Here's Will going to town on his food. No hot pot for these guys. Just straight forward western turkey and fixin's. You can see that Will's plate has no turkey. He's not a big meat eater and is instead a carb junkie. Maddie on the otherhand is all about being a carnivore. It's funny that way since you can serve them a complete meal and if they finish it, it'll be by eating completely different parts of it.


Maddie gets fussy about getting her picture taken nowadays. It's a blurry shot and I normally would have pitched it but I thought she looked sorta spiffy in it. It's just pure petulance.


Morgan's still a very good girl about her food.
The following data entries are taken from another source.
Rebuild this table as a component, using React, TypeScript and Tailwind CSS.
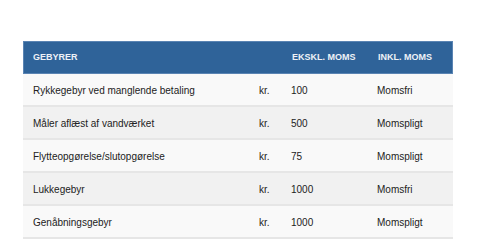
const rows = [
  { name: 'Rykkegebyr ved manglende betaling', amount: '100', vat: 'Momsfri' },
  { name: 'Måler aflæst af vandværket', amount: '500', vat: 'Momspligt' },
  { name: 'Flytteopgørelse/slutopgørelse', amount: '75', vat: 'Momspligt' },
  { name: 'Lukkegebyr', amount: '1000', vat: 'Momsfri' },
  { name: 'Genåbningsgebyr', amount: '1000', vat: 'Momspligt' },
]

export default function App() {
  return (
    <div className="w-[502px] h-[244px] bg-white pt-[41px] pl-[23px] font-['Liberation_Sans',Arial,sans-serif]">
      <div className="w-[430px]">
        <div className="grid grid-cols-[226px_32px_86px_1fr] h-[33px] items-center bg-[#2f6399] border border-[#5a84b3] text-[9px] font-bold text-[#eef2f7] uppercase">
          <div className="pl-[9px]">Gebyrer</div>
          <div className="pl-[10px]"></div>
          <div className="pl-[10px]">Ekskl. moms</div>
          <div className="pl-[10px]">Inkl. moms</div>
        </div>
        {rows.map((row, i) => (
          <div
            key={i}
            className={`grid grid-cols-[226px_32px_86px_1fr] h-[33px] items-center border-b-2 border-[#e6e6e6] text-[10px] text-[#222] ${
              i % 2 === 0 ? 'bg-[#f9f9f9]' : 'bg-[#f1f1f1]'
            }`}
          >
            <div className="pl-[10px] pt-px">{row.name}</div>
            <div className="pl-[10px] pt-px">kr.</div>
            <div className="pl-[10px] pt-px">{row.amount}</div>
            <div className="pl-[10px] pt-px">{row.vat}</div>
          </div>
        ))}
      </div>
    </div>
  )
}
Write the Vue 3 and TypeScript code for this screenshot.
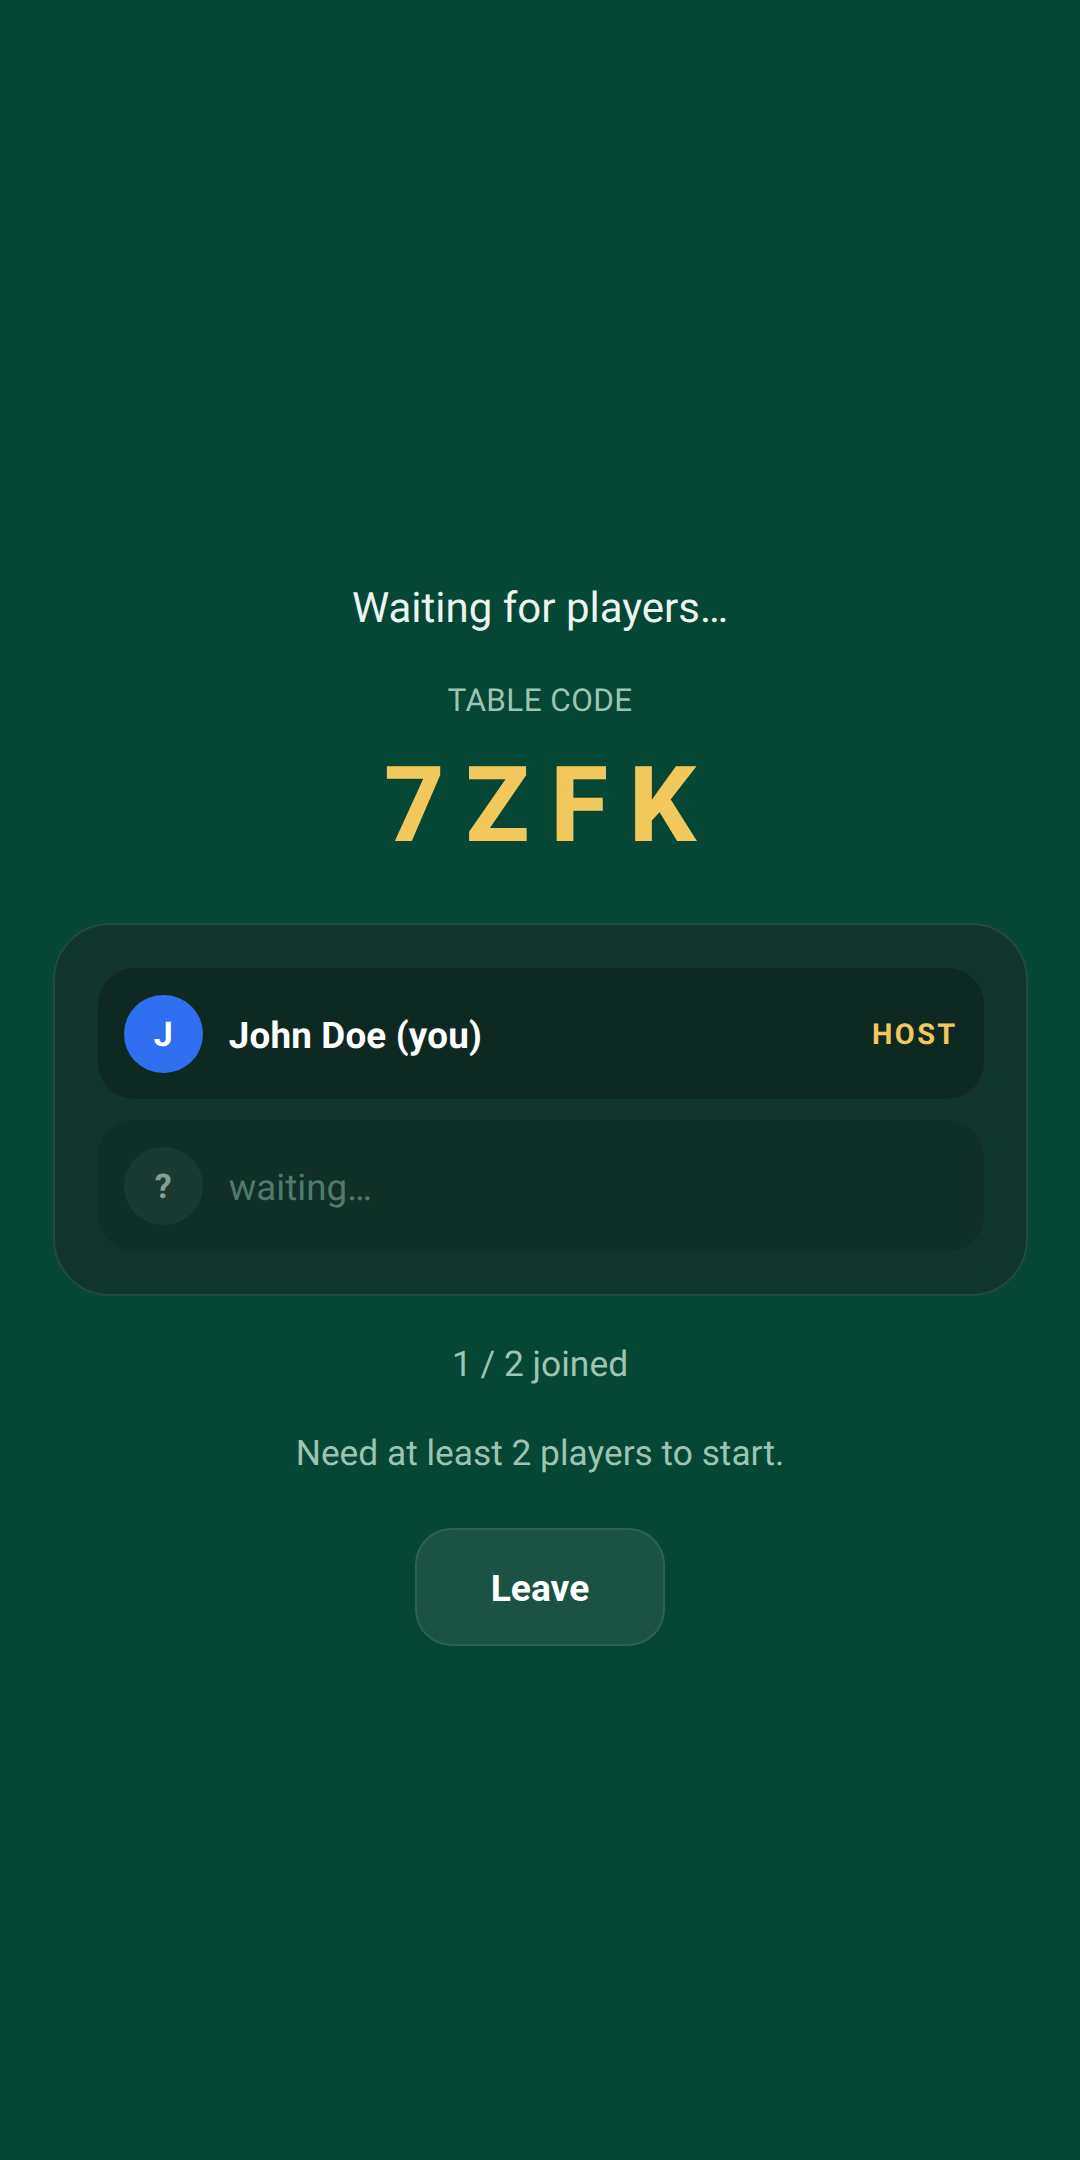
<script setup lang="ts">
interface Player { initial: string; name: string; host: boolean; empty: boolean }
const players: Player[] = [
  { initial: 'J', name: 'John Doe (you)', host: true, empty: false },
  { initial: '?', name: 'waiting…', host: false, empty: true },
]
</script>

<template>
  <main class="page">
    <h1 class="title">Waiting for players…</h1>
    <div class="label">TABLE CODE</div>
    <div class="code">7ZFK</div>
    <section class="card">
      <div v-for="p in players" :key="p.name" class="row" :class="{ empty: p.empty }">
        <div class="avatar">{{ p.initial }}</div>
        <div class="name">{{ p.name }}</div>
        <div v-if="p.host" class="host">HOST</div>
      </div>
    </section>
    <p class="joined">1 / 2 joined</p>
    <p class="need">Need at least 2 players to start.</p>
    <button class="leave" type="button">Leave</button>
  </main>
</template>

<style>
html, body { margin: 0; background: #054634; }
</style>

<style scoped>
.page {
  box-sizing: border-box;
  width: 1080px;
  height: 2160px;
  padding: 584px 52.5px 0;
  display: flex;
  flex-direction: column;
  align-items: center;
  background: #054634;
  font-family: Roboto, "Liberation Sans", sans-serif;
  color: #fff;
  text-rendering: geometricPrecision;
}
.title {
  margin: 0;
  font-size: 42px;
  line-height: 49px;
  font-weight: 400;
  color: #eaf5f0;
}
.label {
  margin-top: 49px;
  font-size: 31.5px;
  line-height: 37px;
  letter-spacing: 0.4px;
  color: #9cc4b2;
}
.code {
  margin-top: 25px;
  padding-left: 21px;
  font-size: 105px;
  line-height: 123px;
  font-weight: 800;
  letter-spacing: 21px;
  color: #f2c85c;
}
.card {
  box-sizing: border-box;
  width: 100%;
  margin-top: 56.4px;
  padding: 43px 41.6px 43px 43px;
  display: flex;
  flex-direction: column;
  gap: 21px;
  background: #10362b;
  border: 2.6px solid #214a3e;
  border-radius: 57px;
}
.row {
  height: 131px;
  box-sizing: border-box;
  padding: 0 26.25px;
  display: flex;
  align-items: center;
  gap: 26.25px;
  background: #0e2922;
  border-radius: 36.75px;
}
.row.empty { background: #0f2f27; }
.avatar {
  width: 78.75px;
  height: 78.75px;
  padding-top: 2px;
  box-sizing: border-box;
  border-radius: 50%;
  background: #2f6ff0;
  display: flex;
  align-items: center;
  justify-content: center;
  font-size: 34px;
  font-weight: 700;
  flex: none;
}
.empty .avatar { background: #1a3a31; color: #869c96; }
.name {
  flex: 1;
  padding-top: 3px;
  font-size: 36.75px;
  font-weight: 700;
  letter-spacing: 0.2px;
}
.empty .name { font-weight: 400; color: #4f7a6d; letter-spacing: 0; }
.host {
  padding-top: 3px;
  font-size: 28.9px;
  font-weight: 700;
  letter-spacing: 2.4px;
  color: #f2c85c;
}
.joined {
  margin: 46.4px 0 0;
  font-size: 35.4px;
  line-height: 42px;
  color: #9cc4b2;
}
.need {
  margin: 47px 0 0;
  font-size: 35.3px;
  line-height: 42px;
  color: #9cc4b2;
}
.leave {
  margin-top: 54.6px;
  box-sizing: border-box;
  width: 250px;
  height: 118px;
  padding-top: 3px;
  background: #1a5244;
  border: 2.6px solid #2c6252;
  border-radius: 36.75px;
  color: #fff;
  font-family: inherit;
  font-size: 37.2px;
  font-weight: 700;
}
</style>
She eats more or less whatever you put in front of her and devours it with gusto.


Of course, her older brother and sister were exactly like that at her age and they turned into ridiculously picky eaters. It doesn't help that my mom spoils the hell out of them when it comes to food. They will bitch and complain and refuse to eat something if it has a color they don't care for. Like Maddie usually doesn't want to eat anything with green in it, assuming it signifies a vegetable and Will doesn't want anything with red. My suggestion when my mom informed me of this was to tell them to eat it or they get nothing and eventually they'll hungry enough to eat anything. When she refused to do that I came up with a backup plan of just buying some food coloring and making everything green until they eat it or starve to death. That was also a no go.


Here's Will in his little Indian feather hat he made in school. That little pain in the ass refused to wear the turkey hat I had gotten. I bought it mostly thinking he'd like it but he wanted to wear his feather instead. BTW, I was surprised they even still make those in school with all the PC crap out there. Wouldn't this somehow be offensive to all the poor Indians out there blah blah blah social conscience blah blah sensitivity blah blah?


Wooo, look. Someone got a turkey cookie. Frankly, I wouldn't have minded a turkey cookie of my own, but I wasn't offered any. Hardly seems fair since unlike some people, I ate all of my dinner.


Maddie got one too. Still no cookie for me.


Maddie was willing to wear the turkey hat so it wasn't a complete loss. Kids. I just don't understand the little buggers sometimes. I would have been overjoyed to get a turkey hat as a kid.


Maddie and her aunt Leigh. I'm told that they had not planned to come dressed alike. Man, were they steamed to show up at the party and find someone else wearing the exact same shirt. I suggested they make this a tradition. Leigh should have to call right before next Thanksgiving and find out what Maddie is wearing so they can coordinate their outfits.


A little turkey chocolate candy. I didn't get this one either I'm afraid. My sister passed one to my grandmother and I was able to snap a picture of it. I never get any of the good stuff.

So other than that, I had also brought along a couple games to show my aunt and uncle. We did a few rounds of Reiner Knizia's Poison, a oldie but a goodie. They had never played it before but seemed to enjoy it. I've been pulling a lot of old games out of my closet and passing them on when they seem to enjoy a playthrough. God knows I'm not going to get much use out of most of these games and they'll just sit and rot. It's nice to know someone will enjoy them.

And that was pretty much Thanksgiving. Shelley wasn't there this year having gone with her fiance and his family to the Caribbean. This meant that Connie also lost her Black Friday shopping buddy and was forced to trudge off the the sales on her own. Oh well. Que sera, sera.